Under the previous 90/10 rule, for-profit education institutions were required to derive at least 10% of their annual revenue from non-Title IV sources. However, because Post 9/11 GI Bill counted as a non-Title IV source, many of the more unscrupulous for-profit schools used predatory marketing practices to entice veterans to attend their school so that they could count the Post 9/11 GI Bill money received as part of that 10%. In many cases, veterans came out of these schools’ programs with a lot of student loan debt and a worthless education, because those schools were focused on getting the money and not providing a quality education.

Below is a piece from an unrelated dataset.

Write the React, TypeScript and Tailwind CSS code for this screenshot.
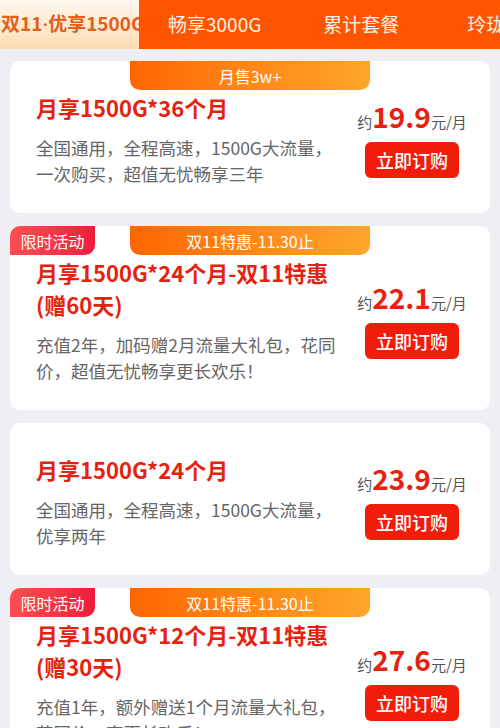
import React from "react";

type Plan = {
  title: string;
  desc: string;
  price: string;
  top?: string;
  limited?: boolean;
};

const plans: Plan[] = [
  {
    title: "月享1500G*36个月",
    desc: "全国通用，全程高速，1500G大流量，一次购买，超值无忧畅享三年",
    price: "19.9",
    top: "月售3w+",
  },
  {
    title: "月享1500G*24个月-双11特惠(赠60天)",
    desc: "充值2年，加码赠2月流量大礼包，花同价，超值无忧畅享更长欢乐！",
    price: "22.1",
    top: "双11特惠-11.30止",
    limited: true,
  },
  {
    title: "月享1500G*24个月",
    desc: "全国通用，全程高速，1500G大流量，优享两年",
    price: "23.9",
  },
  {
    title: "月享1500G*12个月-双11特惠(赠30天)",
    desc: "充值1年，额外赠送1个月流量大礼包，花同价，享更长欢乐！",
    price: "27.6",
    top: "双11特惠-11.30止",
    limited: true,
  },
];

const font = { fontFamily: '"Noto Sans CJK SC", "Noto Sans", sans-serif' };

function Card({ p }: { p: Plan }) {
  return (
    <div className="relative shrink-0 rounded-[10px] bg-white pt-[30px] pb-[26px] px-[26px] flex items-center">
      {p.limited && (
        <div className="absolute left-0 top-0 w-[85px] h-[29px] rounded-tl-[10px] rounded-br-[10px] bg-gradient-to-r from-[#ff4d52] to-[#ee1a3c] flex items-center justify-center text-white text-[16px] leading-none">
          限时活动
        </div>
      )}
      {p.top && (
        <div className="absolute left-[120px] top-0 w-[240px] h-[29px] rounded-b-[10px] bg-gradient-to-r from-[#ff6500] to-[#ffa627] flex items-center justify-center text-white text-[16px] leading-none">
          {p.top}
        </div>
      )}
      <div className="w-[305px]">
        <div className="text-[22px] leading-[32px] font-bold text-[#e6220e]">{p.title}</div>
        <div className="mt-[12px] text-[17.5px] leading-[26px] text-[#666666]">{p.desc}</div>
      </div>
      <div className="ml-auto w-[104px] flex flex-col items-center">
        <div className="flex items-baseline whitespace-nowrap">
          <span className="text-[15px] text-[#555555]">约</span>
          <span className="text-[28px] leading-[32px] font-bold text-[#e6220e]">{p.price}</span>
          <span className="text-[15px] text-[#555555]">元/月</span>
        </div>
        <div className="mt-[9px] w-[94px] h-[36px] rounded-[6px] bg-[#f11c0a] flex items-center justify-center text-white text-[18px] font-medium">
          立即订购
        </div>
      </div>
    </div>
  );
}

export default function App() {
  return (
    <div className="w-[500px] h-[728px] overflow-hidden bg-[#efeef5]" style={font}>
      <div className="h-[49px] bg-[#ff5500] flex items-center overflow-hidden whitespace-nowrap text-[19px]">
        <div className="w-[139px] h-full shrink-0 overflow-hidden bg-gradient-to-b from-[#fff7ee] to-[#fddcb2] flex items-center">
          <span className="text-[#e0611c] font-bold pl-[1px]">
            双11<span className="font-[Roboto]">·</span>优享1500G
          </span>
        </div>
        <div className="shrink-0 pl-[29px] pr-[30px] text-[#fff0e6]">畅享3000G</div>
        <div className="shrink-0 pl-[32px] pr-[30px] text-[#fff0e6]">累计套餐</div>
        <div className="shrink-0 pl-[38px] text-[#fff0e6]">玲珑卡</div>
      </div>
      <div className="flex flex-col gap-[13px] px-[10px] pt-[12px]">
        {plans.map((p, i) => (
          <Card key={i} p={p} />
        ))}
      </div>
    </div>
  );
}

Funding Sources Affected by the Change

In October 2022, the Department of Education changed the 90/10 rule so that after January 1, 2023, Post 9/11 GI Bill money received no longer counts toward the 10%. The goal was that if that money no longer counted toward the 10% goal, for-profit schools would no longer use unethical recruitment practices to target veterans. The rule change also applies to these other Department of Defense funding sources:

  • Advanced Civil Schooling
  • Army/Navy/Air Force Health Professions Scholarship Program
  • Civilian Career Program/Civilian Tuition Assistance
  • Credentialing Assistance
  • Military Spouse Career Advancement Account
  • Military Tuition Assistance
  • Navy Advanced Education Voucher Program
  • Navy Graduate Education Voucher
  • Navy Seaman to Admiral
  • Reserve Officers’ Training Corps Scholarships

Another Change – Transfer of Funds

One other rule change has to do with when for-profit institutions can request a transfer of funds. Under the Higher Education and Opportunity Act of 2008, an institution would lose its funding if it failed to meet the 90/10 rule two years in a row.

But institutions were gaming the system by timing their request of funds transfer so that they could avoid failing the two-year rule. Now with the 90/10 rule change, the Department of Education created a disbursement rule that imposes deadlines when institution must request a transfer of funds, thus eliminating them from delaying the transfer of funds until the next year in order to get around the two-year rule.

Ironically, none of these rule changes would have been necessary had all for-profit institutions played by the existing rules, but with so much Department of Defense dollars at stake, the temptation was too great for many of them to ignore.

Now all for-profit institutions – even the ones that have played by the rules – must conform to the new changes when the institution’s fiscal year starts after the new year. That start date can vary by institution; some start their new fiscal year on January 1 while others use a date of July 1.

With the new rule in place, the Department of Education stated the change will “promote accountability…and strengthen protections for veterans, service members, students, and borrowers.”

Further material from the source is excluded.